Каким же надо было быть тогда человеком, чтобы ничего этого не видеть, ни о чем не знать?!
В 50-е годы я подружился с поэтом Д. Самойловым. Он вырос в столице, жил в детстве в коммунальной квартире, учился уму-разуму в обычной московской школе и своем дворе, но его впечатления о 30-х годах такие же, как у Юлиана Семенова и у меня. С Давидом (Дезиком) мы не раз вспоминали то время, о котором он писал: «Мне выпало горе родиться в двадцатом, в проклятом году и столетье проклятом». Он замечает в своих мемуарах, что его детские и подростковые впечатления были «при всей романтической расплывчатости не лишены известной трезвости ума и понимания перспектив… Некоторые собеседники, — продолжает он, — теперь отговариваются тем, что ничего не знали и не понимали в 37-м году. Мы кое-что знали и кое-что понимали».
Самойлов так пишет о своем творчестве в то время:
«Натужность, внутренняя неоткровенность моих стихов, их романтическое велеречие проистекали из страха, настолько вошедшего в плоть тогдашнего времени, что он становился формирующим началом духа, движущей силой фарисейства, обоснованием приятия действительности. Это был высший страх, почти страх Божий. Он был настолько высший страх, что существовал отдельно от низшего — от страха расправы, который нарастал с каждым годом и сопровождал повсюду в часы бодрствования.
Страшные были годы, ни с чем не сравнимые.
Два молодых поэта, Слуцкий и я, оба — поэты, принимающие действительность, — мы каждый день могли ожидать ареста, а дальше — известно что — методы, „бессрочные“ лагеря, погибель. За что, собственно? Только за то, что не умели мы пристроиться к действительности, печатать стихи, где-то числиться и служить. За то, что собирались кучками больше трех, разговаривали, общались, встречались».
И еще одно свидетельство. Оно принадлежит писателю Вячеславу Кондратьеву, всегда предельно искреннему в жизни и своем творчестве: «С самого своего детства — и дома, и в школе, и где-нибудь в гостях у знакомых родителей — я слышал разговоры о том, что кого-то и тогда-то за что-то взяли… Вначале „брало“ ГПУ, потом НКВД, но и то и другое было связано со страшным словом „Лубянка“, ставшим нарицательным. Эти разговоры стали естественным фоном всей моей жизни — с детских лет и до… совсем недавних (написано в 1989 году. —
Не только весь повседневный городской быт был окрашен насилием и страхом. Тотальный террор давал о себе знать, буквально кричал о себе в любой точке огромной страны. Один лишь пример.

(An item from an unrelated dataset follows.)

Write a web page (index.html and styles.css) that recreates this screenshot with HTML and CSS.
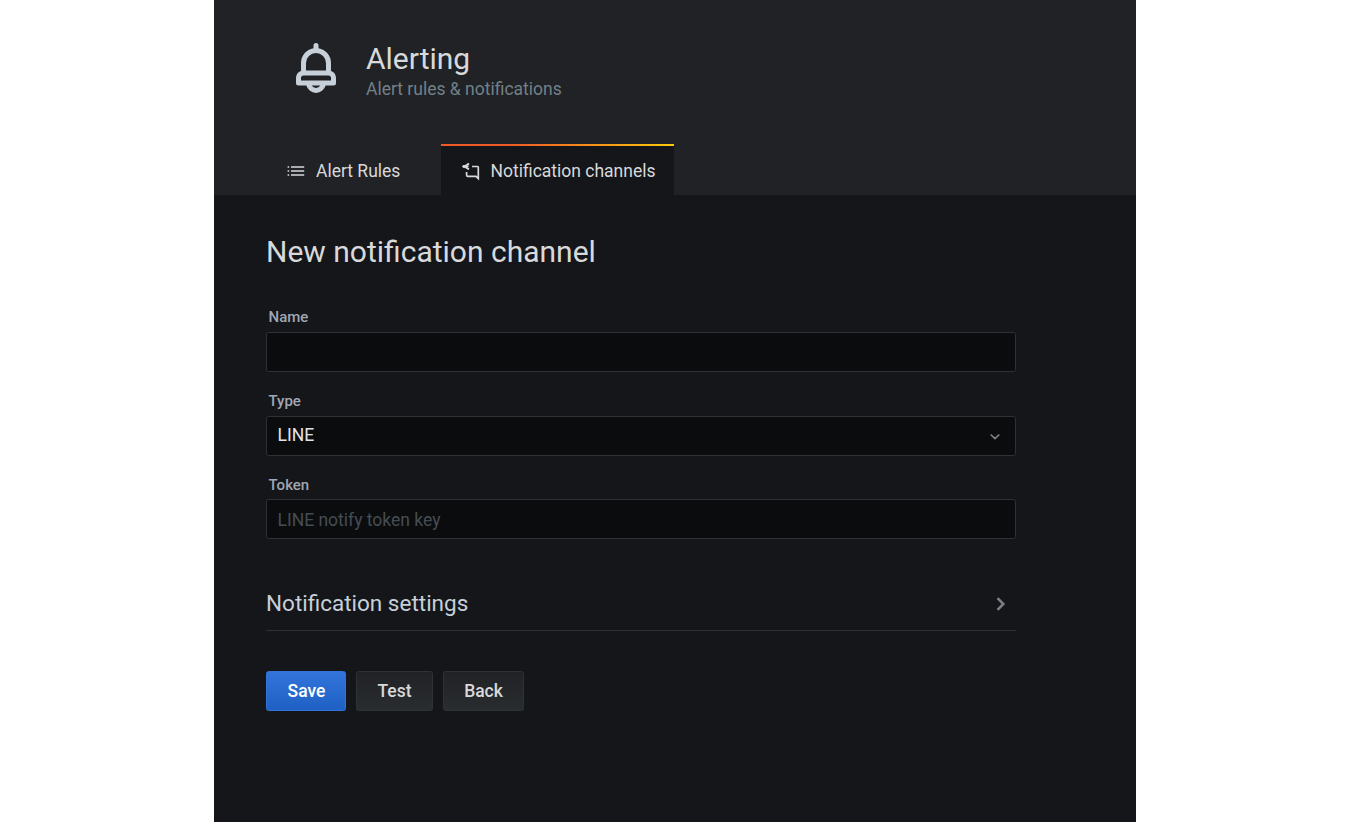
FILE: index.html
```html
<!DOCTYPE html>
<html lang="en">
<head>
<meta charset="utf-8">
<title>Alerting</title>
<link rel="stylesheet" href="styles.css">
</head>
<body>
<div class="page">
  <header class="page-header">
    <div class="heading">
      <svg class="bell" viewBox="0 0 24 24"><path d="M18,13.18V10a6,6,0,0,0-5-5.91V3a1,1,0,0,0-2,0V4.09A6,6,0,0,0,6,10v3.18A3,3,0,0,0,4,16v2a1,1,0,0,0,1,1H8.14a4,4,0,0,0,7.72,0H19a1,1,0,0,0,1-1V16A3,3,0,0,0,18,13.18ZM8,10a4,4,0,0,1,8,0v3H8Zm4,10a2,2,0,0,1-1.72-1h3.44A2,2,0,0,1,12,20Zm6-3H6V16a1,1,0,0,1,1-1H17a1,1,0,0,1,1,1Z"/></svg>
      <div>
        <h1 class="title">Alerting</h1>
        <div class="subtitle">Alert rules &amp; notifications</div>
      </div>
    </div>
    <nav class="tabs">
      <a class="tab"><svg class="tab-icon" viewBox="0 0 20 20"><path d="M5 6H18.2M5 10H18.2M5 14H18.2M1.6 6H3.2M1.6 10H3.2M1.6 14H3.2"/></svg>Alert Rules</a>
      <a class="tab active"><svg class="tab-icon" viewBox="0 0 20 20"><path d="M7.2 3.2L2.8 5.5L7.2 7.8M2.8 5.5H7.5M11 5.5H16.5Q17.3 5.5 17.3 6.3V17.5L15 15.4H7Q5.6 15.4 5.6 14V11"/><circle class="dot" cx="2.8" cy="5.5" r="1.4"/><circle class="dot" cx="7.2" cy="3.2" r="1.1"/><circle class="dot" cx="7.2" cy="7.8" r="1.1"/></svg>Notification channels</a>
    </nav>
  </header>
  <main class="content">
    <h2 class="form-title">New notification channel</h2>
    <label class="label" for="name">Name</label>
    <input class="field" id="name" type="text">
    <span class="label">Type</span>
    <div class="field select"><span class="value">LINE</span><svg class="caret" viewBox="0 0 20 20"><path d="M6.2 9L10 12.6L13.8 9"/></svg></div>
    <label class="label token-label" for="token">Token</label>
    <input class="field token" id="token" type="text" placeholder="LINE notify token key">
    <div class="section"><span>Notification settings</span><svg class="chevron" viewBox="0 0 20 20"><path d="M6.6 4.2L12.3 10L6.6 15.8"/></svg></div>
    <div class="buttons">
      <button class="button primary">Save</button>
      <button class="button test">Test</button>
      <button class="button back">Back</button>
    </div>
  </main>
</div>
</body>
</html>
```
FILE: styles.css
```css
* { box-sizing: border-box; }
body { margin: 0; background: #fff; font-family: Roboto, sans-serif; font-size: 17.5px; color: #d8d9da; }
.page { width: 922px; height: 822px; margin: 0 auto; background: #15161a; overflow: hidden; }
.page-header { height: 195px; padding: 38px 52px 0; background: #202226; display: flex; flex-direction: column; justify-content: space-between; }
.heading { display: flex; padding-left: 20px; gap: 20px; }
.bell { width: 60px; height: 60px; fill: #c7d0d9; }
.title { margin: 2px 0 0; font-size: 30px; font-weight: 400; line-height: 37px; }
.subtitle { line-height: 24px; color: #738087; }
.tabs { display: flex; height: 51px; }
.tab { display: flex; align-items: center; padding: 3px 41px 0 20px; gap: 10px; width: 175px; white-space: nowrap; }
.tab-icon { width: 20px; height: 20px; flex: none; fill: none; stroke: #d8d9da; stroke-width: 1.7; }
.dot { fill: #d8d9da; stroke: none; }
.active { width: 233px; padding: 1px 0 0 19.5px; border-top: 2px solid; border-image: linear-gradient(90deg, #f05a28 30%, #fbca0a 99%) 1; border-left: 0; border-right: 0; border-bottom: 0; background: #15161a; }
.content { padding: 38px 120px 0 52px; }
.form-title { margin: 0 0 34px; font-size: 30px; font-weight: 400; line-height: 37px; }
.label { display: block; height: 28px; padding: 3px 0 0 2.5px; font-size: 15px; font-weight: 500; line-height: 20px; color: #9fa7b3; }
.token-label { padding-top: 4px; }
.field { display: block; width: 750px; height: 40px; margin: 0 0 16px; padding: 0 10.5px; font: inherit; color: #d8d9da; background: #0b0c0e; border: 1px solid #2c3235; border-radius: 2.5px; outline: 0; }
.field::placeholder { color: #464c54; opacity: 1; }
.token { padding-top: 2px; }
.select { display: flex; align-items: center; justify-content: space-between; margin-bottom: 15px; color: #e3e4e6; }
.value { margin-top: -3px; }
.caret, .chevron { width: 20px; height: 20px; fill: none; stroke: #7b8087; stroke-width: 1.7; stroke-linecap: round; stroke-linejoin: round; }
.chevron { margin: 3px 5px 0 0; stroke-width: 2.5; stroke-linecap: butt; stroke-linejoin: miter; }
.section { display: flex; align-items: center; justify-content: space-between; height: 56px; margin-top: 36px; border-bottom: 1px solid #2c3235; font-size: 22.5px; color: #c7d0d9; }
.buttons { display: flex; gap: 10px; margin-top: 40px; }
.button { height: 40px; padding: 0; font: 500 17.5px Roboto, sans-serif; color: #d8d9da; background: linear-gradient(#202226, #2a2d30); border: 1px solid #2c3235; border-radius: 2.5px; }
.primary { width: 80px; padding-left: 1px; color: #fff; background: linear-gradient(#3274d9, #1f60c4); border-color: #3274d9; }
.test { width: 77px; }
.back { width: 81px; }
```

В 50-е годы обстоятельства сложились так, что совсем близко, прямо передо мной развернулись события, связанные с публикацией на Западе романа Б. Пастернака «Доктор Живаго». Я и раньше читал его прозу и стихи, но с того момента глубоко заинтересовался всем его творчеством и жизнью, даже кое-что написал о нем. Вот один штрих из его биографии, имеющий отношение к теме нашего разговора.
Летом 1932 года Пастернак был на Урале и увидел там эшелоны так называемых раскулаченных крестьян. Он потом вспоминал: «То, что я там увидел, нельзя выразить никакими словами. Это было такое нечеловеческое, невообразимое горе, такое страшное бедствие, что оно становилось уже как бы абстрактным, не укладывалось в границы сознания. Я заболел. Целый год не мог спать». Именно там, прямо под Свердловском, как свидетельствовал сам Пастернак, он «написал много кусков будущего „Доктора Живаго“». Написал не о сталинском терроре против крестьян, просто увиденное заставило его вплотную приступить к роману.